Brahminical Patriarchy as Praxis
Vasudha Katju, a professor of Gender Studies at Ambedkar University teaches us about this notion of Brahminical patriarchy as praxis. She says that we need to shift our focus away from ourselves as individuals and view ourselves as parts of larger caste, class, and religious communities.
She says that, “[Brahminical Patriarchy] requires us to think of how our actions reproduce those communities. It requires the recognition that our most personal decisions — what to study, what kind of a job to do, how to dress, what to eat, whom to marry, if and with whom to have children — have implications that go far beyond us…” So, our actions and knowledge are shaped not merely as men and/or women but men and/or women belonging to certain castes.
Such a framework is integral in any discussion that poses the possibility of feminist liberation. Viewing the actions of the girls and boys involved in the Bois Locker Room incidence through the intersections of caste and patriarchy can help us learn or un-learn more. It can illuminate this event as a mere link in a large chain of caste and patriarchal violence.
Also read: “Bois Locker Room”: Why Doesn’t The Incident Surprise Women?

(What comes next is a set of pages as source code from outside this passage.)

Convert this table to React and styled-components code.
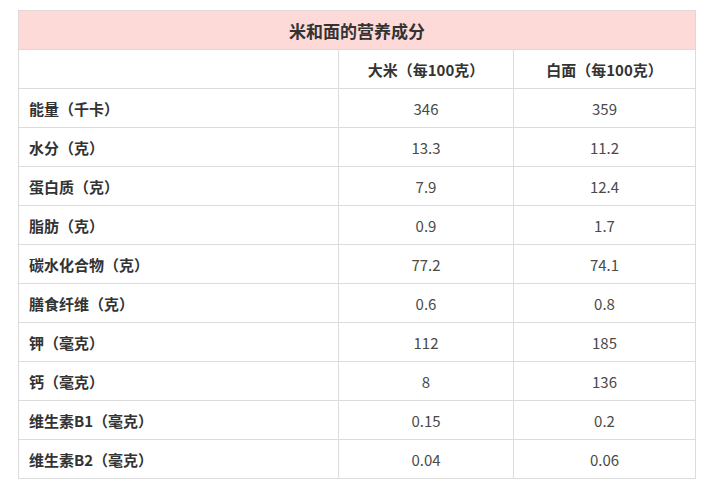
import React from 'react';
import styled, {createGlobalStyle} from 'styled-components';

const Global = createGlobalStyle`
  body {
    margin: 0;
    background: #fff;
    font-family: "Noto Sans CJK SC", "Noto Sans", sans-serif;
    text-spacing-trim: space-all;
  }
`

const Page = styled.div`
  padding: 10px 17px 0 18px;
`

const Table = styled.table`
  width: 677px;
  border-collapse: collapse;
  table-layout: fixed;
  border: 1px solid #d9d9d9;
`

const Title = styled.th`
  height: 38px;
  background: #fdd9d8;
  color: #333;
  font-size: 17px;
  font-weight: bold;
  text-align: center;
  border: 1px solid #e4d6d6;
  padding: 0;
`

const Cell = styled.td`
  height: 38px;
  padding: 0 0 0 ${props => props.label ? '10px' : '0'};
  border: 1px solid #dcdcdc;
  font-size: 15px;
  color: ${props => props.bold ? '#333' : '#4a4a4a'};
  font-weight: ${props => props.bold ? 'bold' : 'normal'};
  text-align: ${props => props.label ? 'left' : 'center'};
  white-space: nowrap;
  text-spacing-trim: space-all;
`

const rows = [
    ['能量（千卡）', '346', '359'],
    ['水分（克）', '13.3', '11.2'],
    ['蛋白质（克）', '7.9', '12.4'],
    ['脂肪（克）', '0.9', '1.7'],
    ['碳水化合物（克）', '77.2', '74.1'],
    ['膳食纤维（克）', '0.6', '0.8'],
    ['钾（毫克）', '112', '185'],
    ['钙（毫克）', '8', '136'],
    ['维生素B1（毫克）', '0.15', '0.2'],
    ['维生素B2（毫克）', '0.04', '0.06'],
]

const App = () => {
    return (
        <Page>
            <Global/>
            <Table>
                <colgroup>
                    <col style={{width: 320}}/>
                    <col style={{width: 175}}/>
                    <col style={{width: 182}}/>
                </colgroup>
                <thead>
                    <tr>
                        <Title colSpan={3}>米和面的营养成分</Title>
                    </tr>
                </thead>
                <tbody>
                    <tr>
                        <Cell bold label/>
                        <Cell bold>大米（每100克）</Cell>
                        <Cell bold>白面（每100克）</Cell>
                    </tr>
                    {
                        rows.map(row => <tr key={row[0]}>
                            <Cell bold label>{row[0]}</Cell>
                            <Cell>{row[1]}</Cell>
                            <Cell>{row[2]}</Cell>
                        </tr>)
                    }
                </tbody>
            </Table>
        </Page>
    );
}

export default App;
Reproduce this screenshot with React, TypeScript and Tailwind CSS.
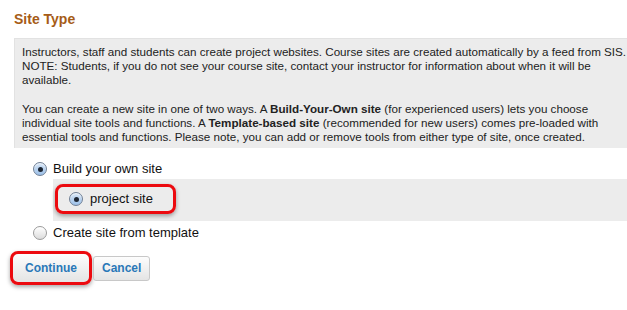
import React from 'react';

function Radio({ checked }: { checked: boolean }) {
  return (
    <span
      className={`inline-flex items-center justify-center w-[14px] h-[14px] rounded-full border shrink-0 ${
        checked
          ? 'border-[#6f7f95] bg-gradient-to-b from-[#d7e6f7] to-[#9cc0e8]'
          : 'border-[#9a9a9a] bg-gradient-to-b from-[#ffffff] to-[#dcdcdc]'
      } shadow-[inset_0_1px_1px_rgba(255,255,255,0.8)]`}
    >
      {checked && <span className="w-[5px] h-[5px] rounded-full bg-[#1d2633]" />}
    </span>
  );
}

export default function App() {
  return (
    <div className="w-[627px] h-[310px] bg-white overflow-hidden font-['Liberation_Sans',Arial,sans-serif] text-[#1a1a1a]">
      <h2 className="pl-[14px] pt-[11px] text-[14px] leading-[17px] font-bold text-[#a65c17]">Site Type</h2>

      <div className="ml-[14px] mt-[10px] bg-[#ececec] border-t border-l border-[#e2e2e2] pl-[7px] pt-[6px] pb-[4px] text-[11.65px] leading-[14px] text-[#222] whitespace-nowrap overflow-hidden">
        <p>
          Instructors, staff and students can create project websites. Course sites are created automatically by a feed from SIS.
          <br />
          NOTE: Students, if you do not see your course site, contact your instructor for information about when it will be
          <br />
          available.
        </p>
        <p className="mt-[15px]">
          You can create a new site in one of two ways. A <b>Build-Your-Own site</b> (for experienced users) lets you choose
          <br />
          individual site tools and functions. A <b>Template-based site</b> (recommended for new users) comes pre-loaded with
          <br />
          essential tools and functions. Please note, you can add or remove tools from either type of site, once created.
        </p>
      </div>

      <div className="mt-[11px] text-[13px] text-[#111]">
        <label className="flex items-center gap-[6px] pl-[33px] h-[20px]">
          <Radio checked />
          <span>Build your own site</span>
        </label>

        <div className="ml-[53px] h-[42px] bg-[#ececec] pt-[5px] pl-[2px]">
          <div className="w-[121px] h-[30px] border-[3px] border-[#ec0a0f] rounded-[8px] shadow-[0_2px_4px_rgba(0,0,0,0.35)] flex items-center gap-[7px] pl-[11px]">
            <Radio checked />
            <span>project site</span>
          </div>
        </div>

        <label className="flex items-center gap-[6px] pl-[33px] h-[24px]">
          <Radio checked={false} />
          <span>Create site from template</span>
        </label>
      </div>

      <div className="flex items-center ml-[10px] mt-[6px]">
        <div className="w-[82px] h-[34px] border-[3px] border-[#ec0a0f] rounded-[8px] shadow-[0_2px_4px_rgba(0,0,0,0.35)] bg-gradient-to-b from-[#fdfdfd] to-[#e4e4e4] flex items-center pl-[12px]">
          <span className="text-[12px] font-bold text-[#2a78b8]">Continue</span>
        </div>
        <button className="ml-px h-[25px] px-[8px] border border-[#c8c8c8] rounded-[3px] bg-gradient-to-b from-[#fdfdfd] to-[#e4e4e4] text-[12px] font-bold text-[#2a78b8]">
          Cancel
        </button>
      </div>
    </div>
  );
}
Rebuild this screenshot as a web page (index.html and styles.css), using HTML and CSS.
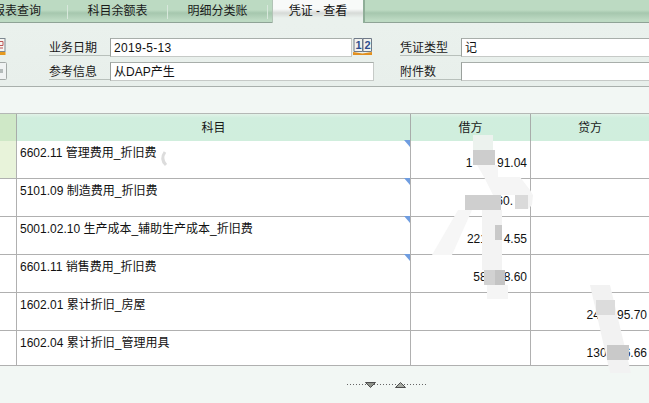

In fact, it can include a certain amount of self-reflexivity in debates surrounding this incident. While validating the need for this conversation, we can also regard the fact that the upper caste makeup of everyone involved in The Bois Locker Room incident has influenced the conversation surrounding it and even our reactions to it. As an upper-caste Hindu woman myself, I implicate myself in this discussion and argue that without recognizing that each and every action of mine, even writing this article, has implications that go far beyond me. I hold myself accountable for being complicit in the propagation of Brahminical patriarchy. I can not truly practice authentic intersectional feminism without recognizing myself as an oppressor.